The Half Turkish Get-Up
The full Turkish Get-Up is a masterpiece, but it takes a long time to learn. The 'Half' version—from the floor to the tall kneel—is where the real shoulder magic happens. You are holding a weight locked out overhead while your body rotates and moves underneath it. This forces the shoulder to stabilize through a massive range of 3D motion.
It’s not about how heavy you go here. It’s about the time under tension. Keeping that arm vertical while you transition from your elbow to your hand to your knee requires massive dynamic shoulder stabilization exercises. I use a 16kg or 20kg bell for these. If you can’t keep your eyes on the bell and your elbow locked, you’re going too heavy. Do 3 reps per side and tell me your shoulders don't feel like they're made of steel afterward.
Chaos Band Holds
This is the 'secret sauce' of powerlifters with healthy shoulders. Take a light resistance band, loop it through a kettlebell or a 10-lb plate, and hang it from the end of a barbell or even a PVC pipe. Now, hold that bar at arm's length or in a bench press lockout position. The weight will start to bounce and oscillate unpredictably—that's the 'chaos.'
Your stabilizers have to fight those oscillations every millisecond. It’s a dynamic stabilization shoulder drill that mimics the tiny shakes you feel during a max effort lift. I usually do 30-second holds. It’s humbling. You’ll see guys who can bench 400 lbs start shaking like a leaf with just a 25-lb plate hanging from a band. It exposes the weak links instantly.
How to Build a 5-Minute Dynamic Shoulder Workout
You don't need a 45-minute warmup. If your warmup is longer than your actual workout, you’re doing it wrong. You want to prime the system, not fatigue it. The goal of this dynamic shoulder workout is to increase blood flow and wake up the nervous system so you can get to the heavy sets faster.
Here is my go-to routine before any upper body day:
- 1. Bottoms-Up KB Holds: 30 seconds per side (focus on the squeeze).
- 2. Band-Resisted Bear Crawls: 10 yards forward and back.
- 3. Half Turkish Get-Ups: 3 reps per side (slow and controlled).
- 4. Scapular Push-ups: 15 reps (keep arms straight, move only the shoulder blades).
That is it. If you have more time or specific injuries, you can find more advanced drills in our full garage gym workout hub, but for 90% of people, those four moves will fix the vast majority of 'wobble' issues. The key is consistency. Don't just do this when your shoulder hurts. Do it so your shoulder never starts hurting in the first place. You are building a foundation for the heavy work to come.
Stop Ignoring the Weak Links
I spent years blaming my 'bad shoulders' on high school sports and 'old age.' The truth was simpler: I was lazy. I wanted to do the fun stuff—the heavy triples and the AMRAP sets—without doing the boring work that makes those sets possible. Once I started taking dynamic shoulder stability exercises seriously, my 'injuries' miraculously disappeared.

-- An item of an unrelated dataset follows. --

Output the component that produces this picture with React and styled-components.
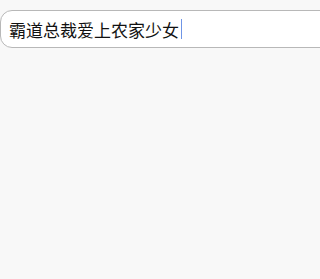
import React from "react";
import styled, { createGlobalStyle } from "styled-components";

const Global = createGlobalStyle`
  html, body {
    margin: 0;
    padding: 0;
    background: #f8f8f8;
  }
`;

const Page = styled.div`
  width: 100%;
  height: 279px;
  overflow: hidden;
  padding-top: 10px;
  box-sizing: border-box;
`;

const SearchField = styled.div`
  display: flex;
  align-items: center;
  width: calc(100% + 24px);
  height: 38px;
  box-sizing: border-box;
  padding-left: 8px;
  background: #fff;
  border: 1px solid #b8b8b8;
  border-radius: 12px;
  font-family: "Noto Sans CJK SC", "Noto Sans", sans-serif;
  font-size: 17px;
  color: #111;
`;

const Caret = styled.span`
  display: inline-block;
  width: 1px;
  height: 20px;
  margin-left: 2px;
  background: #6f95e6;
`;

export default function App() {
  return (
    <Page>
      <Global />
      <SearchField>
        霸道总裁爱上农家少女
        <Caret />
      </SearchField>
    </Page>
  );
}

Don't wait until you hear a 'pop' during a PR attempt to start caring about joint integrity. Most lifters are leaving 20-30 lbs on the table simply because their nervous system is braking the movement to protect an unstable joint. If you want to see what else you might be missing, check out the dynamic shoulder stability exercises most athletes ignore. Stop stretching like a yoga instructor and start stabilizing like an athlete. Your bench press—and your rotator cuffs—will thank you.
My Personal Experience with Shoulder Stability
I used to be the guy who would spend 10 minutes on a foam roller and another 10 doing 'banded distractions.' I thought I was being 'scientific.' One day, I was testing a new set of adjustable dumbbells and realized I couldn't even hold a 50-lb weight steady over my head without my shoulder blade winging out. It was a wake-up call. I ditched the passive stretching and moved entirely to bottoms-up work and crawls. Within three weeks, the nagging ache in my front delt was gone, and I hit a 10-lb PR on my overhead press. The mistake I made was thinking 'loose' meant 'healthy.' In the lifting world, 'tight and responsive' is what actually keeps you safe.
FAQ
How heavy should I go for stability drills?
Light. These aren't strength sets. Use a weight that allows you to maintain perfect form. If the weight is shaking because of muscle fatigue rather than the instability of the movement, you've gone too heavy.
Can I do these every day?
Yes. These are low-intensity movements that focus on motor control. I do a version of these every time I step into my garage, even on leg days, just to keep the joints feeling 'greased.'
What if I don't have kettlebells?
You can use a dumbbell for the Half Turkish Get-Up, though it's less challenging. For the bottoms-up work, you can try balancing a weighted plate vertically, but a kettlebell is really the best tool for the job due to its handle geometry.